--- Start MATERIAL PROVIDED ---
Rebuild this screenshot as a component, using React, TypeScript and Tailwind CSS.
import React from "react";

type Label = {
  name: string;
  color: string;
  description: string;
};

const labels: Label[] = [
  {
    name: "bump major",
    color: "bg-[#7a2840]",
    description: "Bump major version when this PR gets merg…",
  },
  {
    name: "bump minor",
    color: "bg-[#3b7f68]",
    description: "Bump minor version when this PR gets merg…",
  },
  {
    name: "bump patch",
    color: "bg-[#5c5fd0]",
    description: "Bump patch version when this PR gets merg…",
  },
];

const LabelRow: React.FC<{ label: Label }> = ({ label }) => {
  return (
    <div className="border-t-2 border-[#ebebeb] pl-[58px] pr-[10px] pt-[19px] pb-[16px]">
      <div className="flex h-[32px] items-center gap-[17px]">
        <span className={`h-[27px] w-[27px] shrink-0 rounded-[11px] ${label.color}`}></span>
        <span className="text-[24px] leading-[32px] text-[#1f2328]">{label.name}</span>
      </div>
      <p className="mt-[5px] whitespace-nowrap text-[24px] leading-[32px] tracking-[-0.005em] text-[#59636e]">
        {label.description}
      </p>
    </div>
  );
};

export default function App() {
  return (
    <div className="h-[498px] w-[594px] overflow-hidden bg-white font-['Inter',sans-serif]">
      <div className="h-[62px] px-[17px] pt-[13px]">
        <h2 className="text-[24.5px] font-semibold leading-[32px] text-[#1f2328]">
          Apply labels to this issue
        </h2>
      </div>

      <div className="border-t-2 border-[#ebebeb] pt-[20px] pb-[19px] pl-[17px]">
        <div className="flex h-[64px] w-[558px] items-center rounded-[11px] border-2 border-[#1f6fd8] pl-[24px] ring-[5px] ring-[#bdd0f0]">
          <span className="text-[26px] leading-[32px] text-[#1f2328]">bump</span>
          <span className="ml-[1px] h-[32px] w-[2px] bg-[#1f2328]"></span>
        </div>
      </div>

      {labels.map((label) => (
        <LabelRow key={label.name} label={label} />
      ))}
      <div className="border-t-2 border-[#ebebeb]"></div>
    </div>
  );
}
--- End MATERIAL PROVIDED ---
--- Start MATERIAL PROVIDED ---
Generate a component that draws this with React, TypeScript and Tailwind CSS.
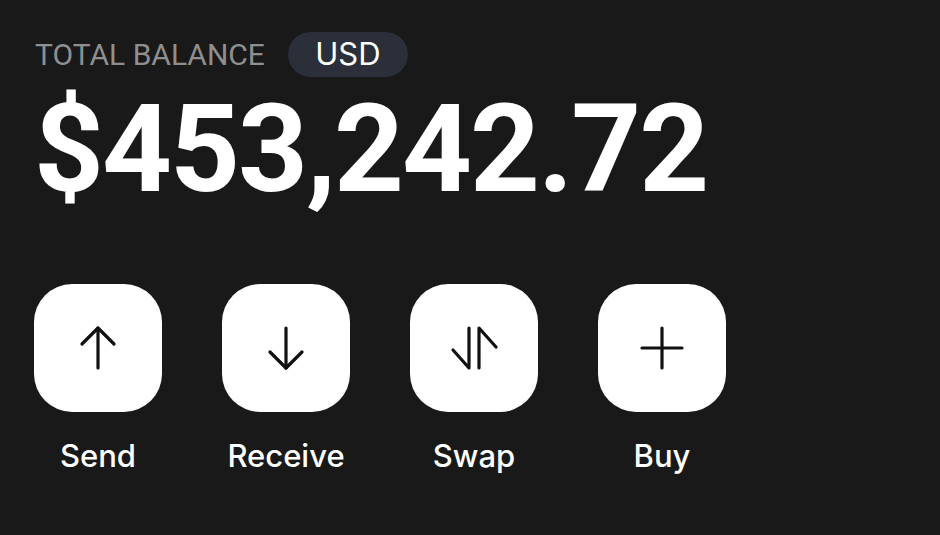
--- End MATERIAL PROVIDED ---
--- WHAT TO DO ---
Search the data for the word "React" and copy each line where it appears.

--- TASK SOLUTION ---
Rebuild this screenshot as a component, using React, TypeScript and Tailwind CSS.
import React from "react";
const LabelRow: React.FC<{ label: Label }> = ({ label }) => {
Generate a component that draws this with React, TypeScript and Tailwind CSS.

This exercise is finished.